++++ LISTING ++++
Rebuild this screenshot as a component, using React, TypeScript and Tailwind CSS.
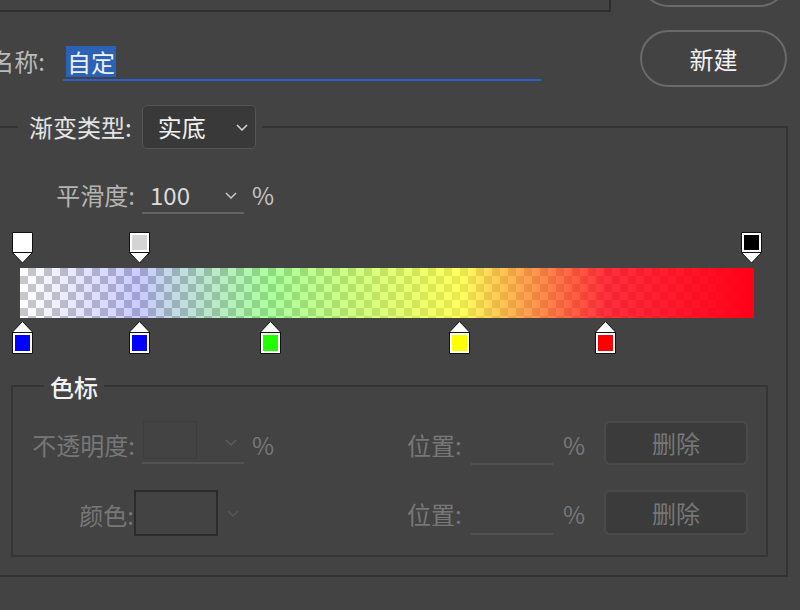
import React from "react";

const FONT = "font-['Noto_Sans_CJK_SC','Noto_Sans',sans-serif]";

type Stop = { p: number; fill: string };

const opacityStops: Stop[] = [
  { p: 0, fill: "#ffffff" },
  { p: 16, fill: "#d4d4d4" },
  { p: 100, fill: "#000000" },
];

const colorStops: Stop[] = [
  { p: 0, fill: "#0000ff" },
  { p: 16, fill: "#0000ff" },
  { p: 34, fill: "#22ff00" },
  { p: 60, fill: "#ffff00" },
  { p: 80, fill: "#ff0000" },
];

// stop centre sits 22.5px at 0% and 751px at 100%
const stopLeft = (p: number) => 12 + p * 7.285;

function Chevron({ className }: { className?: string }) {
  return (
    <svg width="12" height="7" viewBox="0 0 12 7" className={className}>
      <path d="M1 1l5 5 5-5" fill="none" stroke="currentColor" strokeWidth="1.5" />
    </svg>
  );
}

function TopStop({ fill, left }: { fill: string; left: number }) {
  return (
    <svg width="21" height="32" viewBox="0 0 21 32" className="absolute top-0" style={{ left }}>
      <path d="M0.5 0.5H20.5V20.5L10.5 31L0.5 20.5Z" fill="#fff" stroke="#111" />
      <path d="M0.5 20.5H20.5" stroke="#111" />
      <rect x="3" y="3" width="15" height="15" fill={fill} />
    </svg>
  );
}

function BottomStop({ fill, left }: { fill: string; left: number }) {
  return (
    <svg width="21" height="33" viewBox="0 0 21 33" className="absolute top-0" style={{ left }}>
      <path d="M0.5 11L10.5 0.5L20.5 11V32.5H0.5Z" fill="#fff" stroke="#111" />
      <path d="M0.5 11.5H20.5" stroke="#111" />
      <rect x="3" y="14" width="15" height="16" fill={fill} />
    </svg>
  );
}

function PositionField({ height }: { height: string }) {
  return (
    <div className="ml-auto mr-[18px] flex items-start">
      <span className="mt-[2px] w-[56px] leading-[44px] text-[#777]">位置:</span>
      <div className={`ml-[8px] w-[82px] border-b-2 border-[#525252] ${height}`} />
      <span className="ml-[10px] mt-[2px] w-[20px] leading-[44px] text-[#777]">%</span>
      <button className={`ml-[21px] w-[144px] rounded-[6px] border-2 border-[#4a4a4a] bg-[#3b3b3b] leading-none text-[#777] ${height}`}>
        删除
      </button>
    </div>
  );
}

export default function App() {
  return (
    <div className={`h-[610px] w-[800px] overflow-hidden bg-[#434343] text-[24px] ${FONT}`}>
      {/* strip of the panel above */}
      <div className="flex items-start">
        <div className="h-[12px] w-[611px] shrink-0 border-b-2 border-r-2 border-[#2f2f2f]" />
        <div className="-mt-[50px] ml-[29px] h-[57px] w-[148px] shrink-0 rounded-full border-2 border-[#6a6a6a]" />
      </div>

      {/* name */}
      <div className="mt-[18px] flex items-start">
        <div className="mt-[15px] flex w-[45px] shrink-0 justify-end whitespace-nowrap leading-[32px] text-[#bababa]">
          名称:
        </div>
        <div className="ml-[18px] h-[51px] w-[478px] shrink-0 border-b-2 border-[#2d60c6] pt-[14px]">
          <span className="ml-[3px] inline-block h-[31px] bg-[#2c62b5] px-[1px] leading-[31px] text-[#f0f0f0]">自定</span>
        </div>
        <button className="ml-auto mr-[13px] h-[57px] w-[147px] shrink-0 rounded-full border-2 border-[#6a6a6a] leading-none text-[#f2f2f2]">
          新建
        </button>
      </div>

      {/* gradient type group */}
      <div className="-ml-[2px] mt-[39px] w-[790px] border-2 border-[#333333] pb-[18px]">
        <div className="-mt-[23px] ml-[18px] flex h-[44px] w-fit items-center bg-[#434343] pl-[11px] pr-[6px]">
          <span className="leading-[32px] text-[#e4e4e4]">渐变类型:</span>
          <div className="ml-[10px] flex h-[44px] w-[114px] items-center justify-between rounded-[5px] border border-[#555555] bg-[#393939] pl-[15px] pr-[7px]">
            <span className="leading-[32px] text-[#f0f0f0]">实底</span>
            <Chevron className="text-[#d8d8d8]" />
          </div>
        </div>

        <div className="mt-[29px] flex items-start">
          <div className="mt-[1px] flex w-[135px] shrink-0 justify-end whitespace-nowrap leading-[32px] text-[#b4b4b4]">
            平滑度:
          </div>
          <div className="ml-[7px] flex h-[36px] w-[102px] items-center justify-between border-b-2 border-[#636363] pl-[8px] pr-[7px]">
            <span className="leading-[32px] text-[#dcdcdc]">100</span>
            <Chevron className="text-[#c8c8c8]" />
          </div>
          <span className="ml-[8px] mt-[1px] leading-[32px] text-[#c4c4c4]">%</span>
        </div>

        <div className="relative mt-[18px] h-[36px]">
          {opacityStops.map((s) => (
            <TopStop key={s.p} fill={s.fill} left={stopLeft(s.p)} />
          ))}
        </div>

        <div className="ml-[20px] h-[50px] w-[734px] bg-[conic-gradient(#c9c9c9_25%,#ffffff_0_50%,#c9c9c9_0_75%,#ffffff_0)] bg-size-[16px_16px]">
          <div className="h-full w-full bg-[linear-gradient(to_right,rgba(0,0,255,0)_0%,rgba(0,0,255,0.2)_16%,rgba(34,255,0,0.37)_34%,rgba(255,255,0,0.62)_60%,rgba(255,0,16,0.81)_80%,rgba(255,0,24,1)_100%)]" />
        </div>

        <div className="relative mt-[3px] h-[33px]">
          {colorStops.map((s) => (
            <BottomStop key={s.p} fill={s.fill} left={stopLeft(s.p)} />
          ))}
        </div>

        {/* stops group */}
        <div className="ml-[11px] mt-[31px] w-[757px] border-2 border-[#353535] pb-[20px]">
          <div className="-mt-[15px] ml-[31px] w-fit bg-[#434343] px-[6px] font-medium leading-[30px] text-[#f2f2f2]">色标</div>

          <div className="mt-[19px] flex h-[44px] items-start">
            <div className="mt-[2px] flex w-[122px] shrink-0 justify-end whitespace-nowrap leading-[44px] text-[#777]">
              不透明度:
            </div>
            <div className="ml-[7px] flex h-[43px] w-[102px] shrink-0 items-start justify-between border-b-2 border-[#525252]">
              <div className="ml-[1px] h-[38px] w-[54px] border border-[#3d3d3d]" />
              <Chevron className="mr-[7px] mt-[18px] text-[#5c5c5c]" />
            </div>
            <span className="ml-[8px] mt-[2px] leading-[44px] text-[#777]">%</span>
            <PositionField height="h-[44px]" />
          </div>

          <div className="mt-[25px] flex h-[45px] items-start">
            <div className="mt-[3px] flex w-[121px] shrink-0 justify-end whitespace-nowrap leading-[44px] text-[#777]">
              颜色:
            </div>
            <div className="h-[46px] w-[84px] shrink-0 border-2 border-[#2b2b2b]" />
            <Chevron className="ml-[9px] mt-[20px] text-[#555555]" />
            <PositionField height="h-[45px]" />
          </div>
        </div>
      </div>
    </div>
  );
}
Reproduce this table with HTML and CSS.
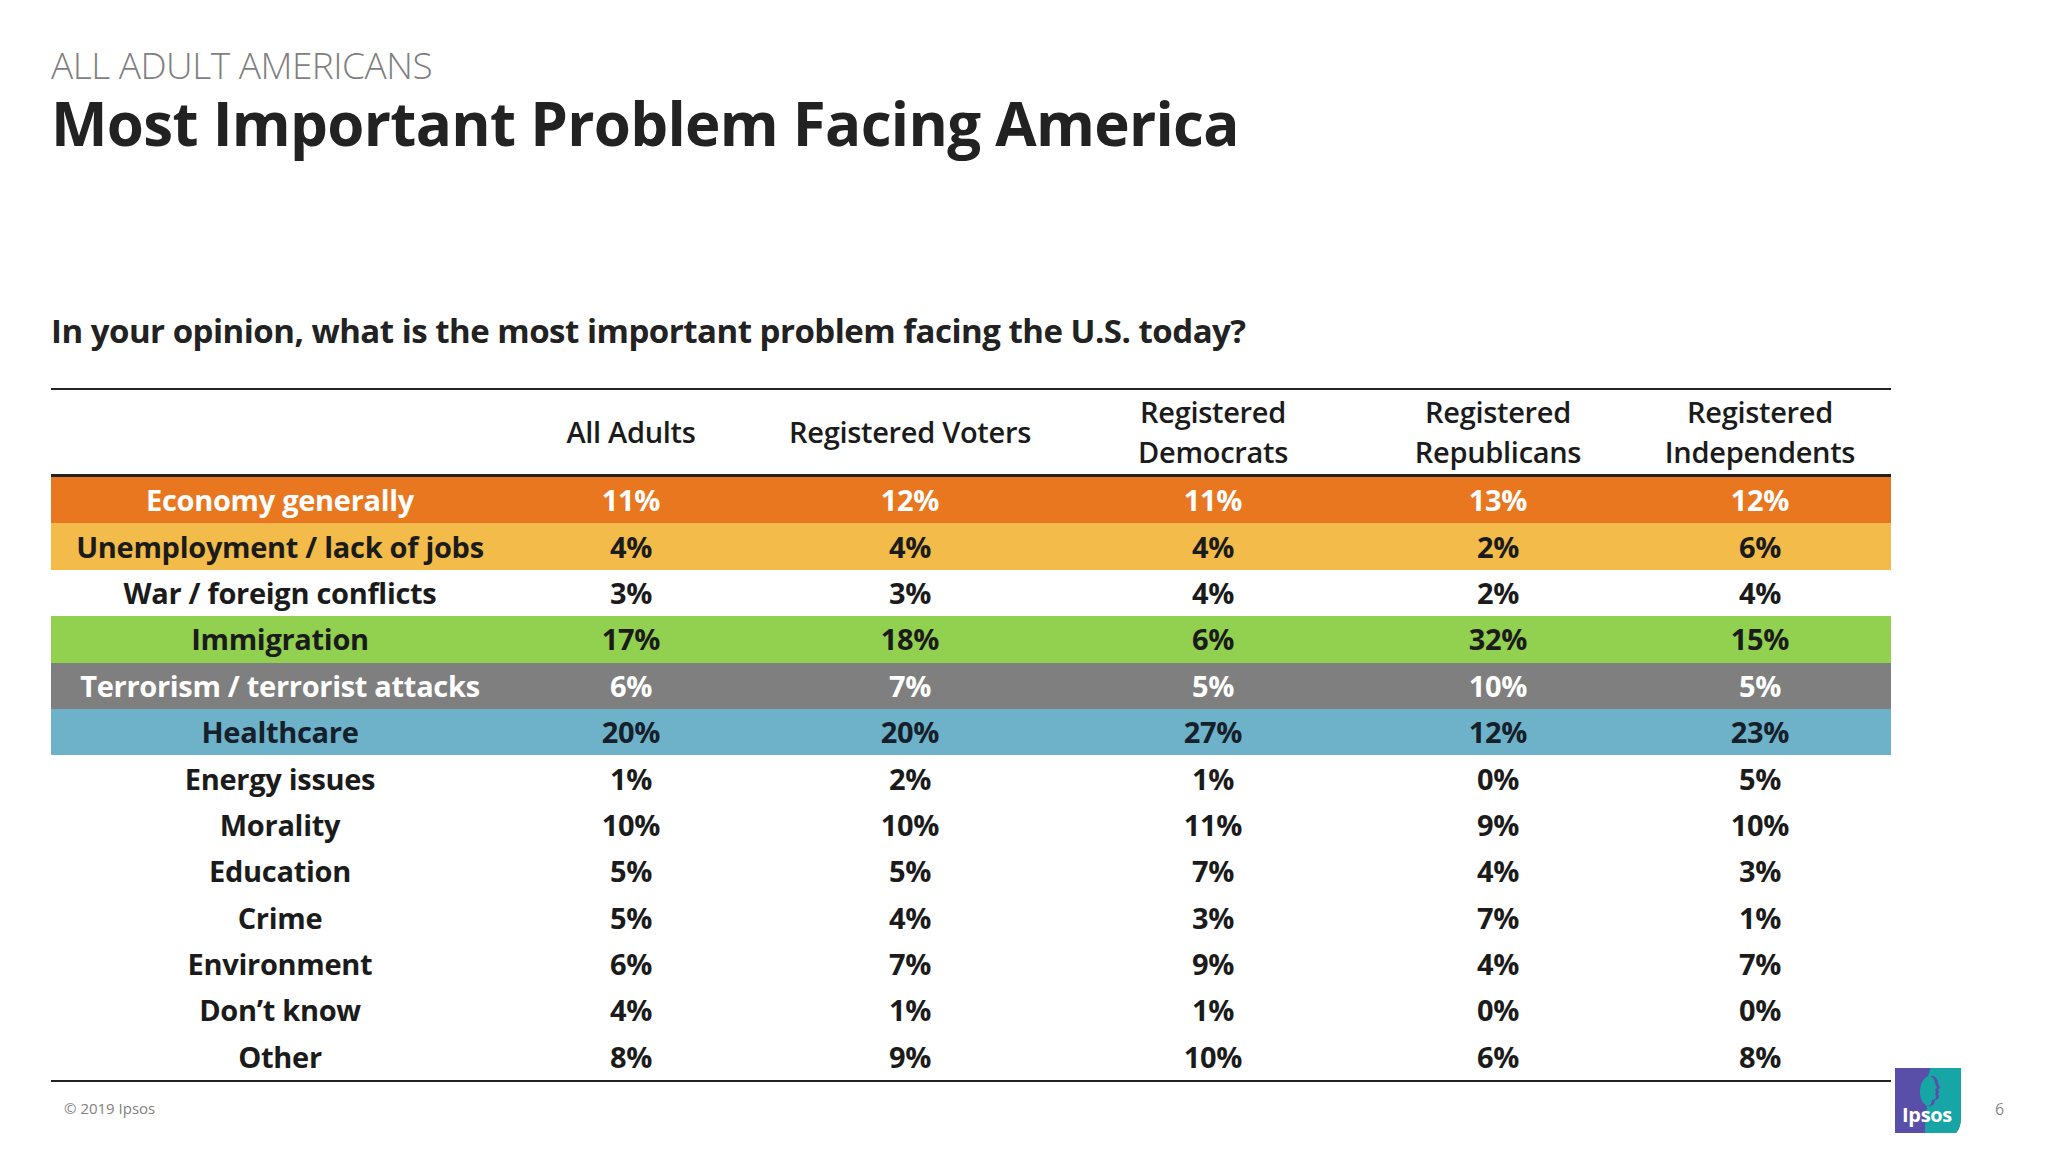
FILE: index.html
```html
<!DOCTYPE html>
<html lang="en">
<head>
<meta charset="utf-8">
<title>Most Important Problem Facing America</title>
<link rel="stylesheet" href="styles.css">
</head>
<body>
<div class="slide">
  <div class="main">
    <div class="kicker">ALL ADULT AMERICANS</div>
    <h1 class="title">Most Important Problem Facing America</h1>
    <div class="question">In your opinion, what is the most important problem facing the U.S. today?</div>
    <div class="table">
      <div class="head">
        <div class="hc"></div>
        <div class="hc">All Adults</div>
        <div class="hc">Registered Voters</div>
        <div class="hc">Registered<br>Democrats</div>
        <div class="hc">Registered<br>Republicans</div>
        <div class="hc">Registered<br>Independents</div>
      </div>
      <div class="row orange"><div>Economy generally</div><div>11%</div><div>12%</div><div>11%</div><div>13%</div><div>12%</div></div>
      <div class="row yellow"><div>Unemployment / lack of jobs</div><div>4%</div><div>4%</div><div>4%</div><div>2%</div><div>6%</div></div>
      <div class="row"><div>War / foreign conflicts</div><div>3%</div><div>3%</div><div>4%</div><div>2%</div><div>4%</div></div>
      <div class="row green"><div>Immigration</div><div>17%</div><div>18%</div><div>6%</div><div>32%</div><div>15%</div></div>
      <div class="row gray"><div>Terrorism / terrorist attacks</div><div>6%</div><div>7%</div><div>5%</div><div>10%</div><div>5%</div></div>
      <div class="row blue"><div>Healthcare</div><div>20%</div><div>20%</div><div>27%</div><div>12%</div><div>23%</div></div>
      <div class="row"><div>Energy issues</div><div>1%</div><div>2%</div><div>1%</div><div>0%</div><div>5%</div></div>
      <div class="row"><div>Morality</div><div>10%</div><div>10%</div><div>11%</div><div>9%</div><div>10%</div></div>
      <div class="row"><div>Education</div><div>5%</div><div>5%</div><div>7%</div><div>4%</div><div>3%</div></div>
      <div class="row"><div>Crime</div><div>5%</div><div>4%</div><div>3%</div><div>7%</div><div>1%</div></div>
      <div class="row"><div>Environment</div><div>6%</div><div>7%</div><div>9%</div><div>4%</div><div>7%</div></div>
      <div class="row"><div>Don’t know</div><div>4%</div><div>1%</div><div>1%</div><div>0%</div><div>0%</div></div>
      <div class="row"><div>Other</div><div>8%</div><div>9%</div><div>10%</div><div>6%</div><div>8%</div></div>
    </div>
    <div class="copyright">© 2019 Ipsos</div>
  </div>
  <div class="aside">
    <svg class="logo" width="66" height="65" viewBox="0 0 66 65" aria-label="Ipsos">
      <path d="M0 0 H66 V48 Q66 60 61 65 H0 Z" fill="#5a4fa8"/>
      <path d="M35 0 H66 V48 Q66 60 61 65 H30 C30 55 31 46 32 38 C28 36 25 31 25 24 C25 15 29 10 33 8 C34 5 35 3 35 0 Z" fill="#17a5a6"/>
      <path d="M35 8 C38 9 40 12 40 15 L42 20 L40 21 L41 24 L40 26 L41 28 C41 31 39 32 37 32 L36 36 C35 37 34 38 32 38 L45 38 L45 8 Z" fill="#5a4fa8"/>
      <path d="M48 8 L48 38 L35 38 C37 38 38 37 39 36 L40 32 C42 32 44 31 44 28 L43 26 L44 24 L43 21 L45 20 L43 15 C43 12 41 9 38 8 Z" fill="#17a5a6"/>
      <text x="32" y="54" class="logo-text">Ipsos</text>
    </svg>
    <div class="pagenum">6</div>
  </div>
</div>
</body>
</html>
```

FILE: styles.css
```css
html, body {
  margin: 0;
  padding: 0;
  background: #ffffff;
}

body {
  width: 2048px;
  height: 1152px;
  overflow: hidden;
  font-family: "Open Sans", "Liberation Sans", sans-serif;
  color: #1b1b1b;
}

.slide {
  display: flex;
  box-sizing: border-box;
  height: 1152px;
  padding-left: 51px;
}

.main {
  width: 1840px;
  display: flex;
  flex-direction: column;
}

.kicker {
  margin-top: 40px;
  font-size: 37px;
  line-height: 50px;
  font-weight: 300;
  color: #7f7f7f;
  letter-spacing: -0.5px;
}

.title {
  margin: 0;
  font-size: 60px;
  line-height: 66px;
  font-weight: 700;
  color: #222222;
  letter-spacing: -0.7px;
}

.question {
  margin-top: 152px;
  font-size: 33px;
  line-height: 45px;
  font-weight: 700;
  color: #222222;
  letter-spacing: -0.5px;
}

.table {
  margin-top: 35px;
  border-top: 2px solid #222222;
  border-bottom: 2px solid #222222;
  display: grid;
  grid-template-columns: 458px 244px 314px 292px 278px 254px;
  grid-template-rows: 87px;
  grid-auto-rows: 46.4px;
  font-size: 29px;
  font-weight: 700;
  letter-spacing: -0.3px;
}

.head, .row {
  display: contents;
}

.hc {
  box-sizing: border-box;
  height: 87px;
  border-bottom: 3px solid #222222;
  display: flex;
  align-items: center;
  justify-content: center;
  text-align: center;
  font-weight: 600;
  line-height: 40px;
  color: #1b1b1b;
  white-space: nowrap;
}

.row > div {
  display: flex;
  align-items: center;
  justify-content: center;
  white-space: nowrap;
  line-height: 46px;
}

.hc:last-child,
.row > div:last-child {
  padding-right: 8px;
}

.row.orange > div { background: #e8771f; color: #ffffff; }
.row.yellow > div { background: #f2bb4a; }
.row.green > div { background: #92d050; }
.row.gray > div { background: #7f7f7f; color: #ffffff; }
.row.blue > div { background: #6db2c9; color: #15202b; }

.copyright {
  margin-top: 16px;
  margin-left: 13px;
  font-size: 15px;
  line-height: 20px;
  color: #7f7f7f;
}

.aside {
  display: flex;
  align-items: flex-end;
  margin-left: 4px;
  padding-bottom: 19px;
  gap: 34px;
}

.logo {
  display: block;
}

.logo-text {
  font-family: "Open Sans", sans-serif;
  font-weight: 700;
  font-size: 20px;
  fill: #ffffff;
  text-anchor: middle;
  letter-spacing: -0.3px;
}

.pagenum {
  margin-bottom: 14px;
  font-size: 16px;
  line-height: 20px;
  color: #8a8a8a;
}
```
++++
> **PROBLEM**: Give back exactly the lines from the top of the records to the line containing "number; fill: string", both included, and no pictures.

> **SOLUTION BELOW**:
Rebuild this screenshot as a component, using React, TypeScript and Tailwind CSS.
import React from "react";

const FONT = "font-['Noto_Sans_CJK_SC','Noto_Sans',sans-serif]";

type Stop = { p: number; fill: string };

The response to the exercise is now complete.